The -u user-project parameter is mandatory to make sure network traffic is charged to the correct GCP project.

$ gsutil -u my-project ls \
  gs://vespa-cloud-data-prod.gcp-us-central1-f-73770f/vespa-team/
        gs://vespa-cloud-data-prod.gcp-us-central1-f-73770f/vespa-team/album-rec-searcher/
        gs://vespa-cloud-data-prod.gcp-us-central1-f-73770f/vespa-team/cord-19/
        gs://vespa-cloud-data-prod.gcp-us-central1-f-73770f/vespa-team/vespacloud-docsearch/

In the example above, the bucket name is vespa-cloud-data-prod.gcp-us-central1-f-73770f and the tenant name is vespa-team (for that particular prod zone).

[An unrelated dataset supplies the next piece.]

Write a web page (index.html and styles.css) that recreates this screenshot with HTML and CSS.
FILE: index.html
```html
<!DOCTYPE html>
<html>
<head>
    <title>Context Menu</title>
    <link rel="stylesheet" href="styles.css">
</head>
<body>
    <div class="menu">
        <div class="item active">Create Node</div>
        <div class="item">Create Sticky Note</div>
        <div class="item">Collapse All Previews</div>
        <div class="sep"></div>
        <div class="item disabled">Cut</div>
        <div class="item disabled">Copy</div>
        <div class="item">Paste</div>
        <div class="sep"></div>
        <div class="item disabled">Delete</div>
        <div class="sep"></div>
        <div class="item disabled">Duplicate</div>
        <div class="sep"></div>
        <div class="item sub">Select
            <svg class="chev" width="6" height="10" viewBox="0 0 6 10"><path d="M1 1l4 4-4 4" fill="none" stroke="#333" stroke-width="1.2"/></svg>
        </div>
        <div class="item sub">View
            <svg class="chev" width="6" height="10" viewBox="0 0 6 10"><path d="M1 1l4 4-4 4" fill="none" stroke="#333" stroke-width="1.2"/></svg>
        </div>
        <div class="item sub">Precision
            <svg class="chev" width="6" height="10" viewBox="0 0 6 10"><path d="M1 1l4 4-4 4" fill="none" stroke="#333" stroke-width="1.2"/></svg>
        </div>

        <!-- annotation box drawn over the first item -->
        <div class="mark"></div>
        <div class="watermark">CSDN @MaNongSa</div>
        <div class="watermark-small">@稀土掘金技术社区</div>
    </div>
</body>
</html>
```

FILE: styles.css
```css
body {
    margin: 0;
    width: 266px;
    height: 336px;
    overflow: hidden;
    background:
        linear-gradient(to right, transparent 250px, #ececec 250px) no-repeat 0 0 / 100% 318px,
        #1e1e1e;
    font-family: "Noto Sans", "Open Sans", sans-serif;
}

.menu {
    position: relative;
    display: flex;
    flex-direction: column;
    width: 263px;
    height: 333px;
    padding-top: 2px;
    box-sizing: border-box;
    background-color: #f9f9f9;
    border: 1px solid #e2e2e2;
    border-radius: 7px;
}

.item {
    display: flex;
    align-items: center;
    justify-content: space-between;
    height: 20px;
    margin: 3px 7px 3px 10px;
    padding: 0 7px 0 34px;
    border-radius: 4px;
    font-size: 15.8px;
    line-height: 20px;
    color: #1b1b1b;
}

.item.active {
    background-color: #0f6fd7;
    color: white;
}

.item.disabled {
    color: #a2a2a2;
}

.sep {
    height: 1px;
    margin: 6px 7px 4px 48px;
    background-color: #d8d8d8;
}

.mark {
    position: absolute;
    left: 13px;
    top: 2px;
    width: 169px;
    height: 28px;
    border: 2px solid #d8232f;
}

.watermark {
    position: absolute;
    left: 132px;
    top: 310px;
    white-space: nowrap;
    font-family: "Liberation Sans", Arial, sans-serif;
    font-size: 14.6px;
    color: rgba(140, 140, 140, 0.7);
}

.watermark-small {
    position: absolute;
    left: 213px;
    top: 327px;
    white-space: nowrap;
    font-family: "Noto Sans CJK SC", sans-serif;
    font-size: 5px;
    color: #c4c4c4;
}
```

Archiving is per tenant, and a log file is normally stored with a key like:

/vespa-team/vespacloud-docsearch/default/h7644a/logs/access/JsonAccessLog.20221011080000.zst

The URI to this object is hence:

gs://vespa-cloud-data-prod.gcp-us-central1-f-73770f/vespa-team/vespacloud-docsearch/default/h2946a/logs/access/JsonAccessLog.default.20210629100001.zst

Objects are exported once generated - access log files are compressed and exported at least once per hour.

Note: Always set a user project to access the objects - transfer cost is assigned to the requester.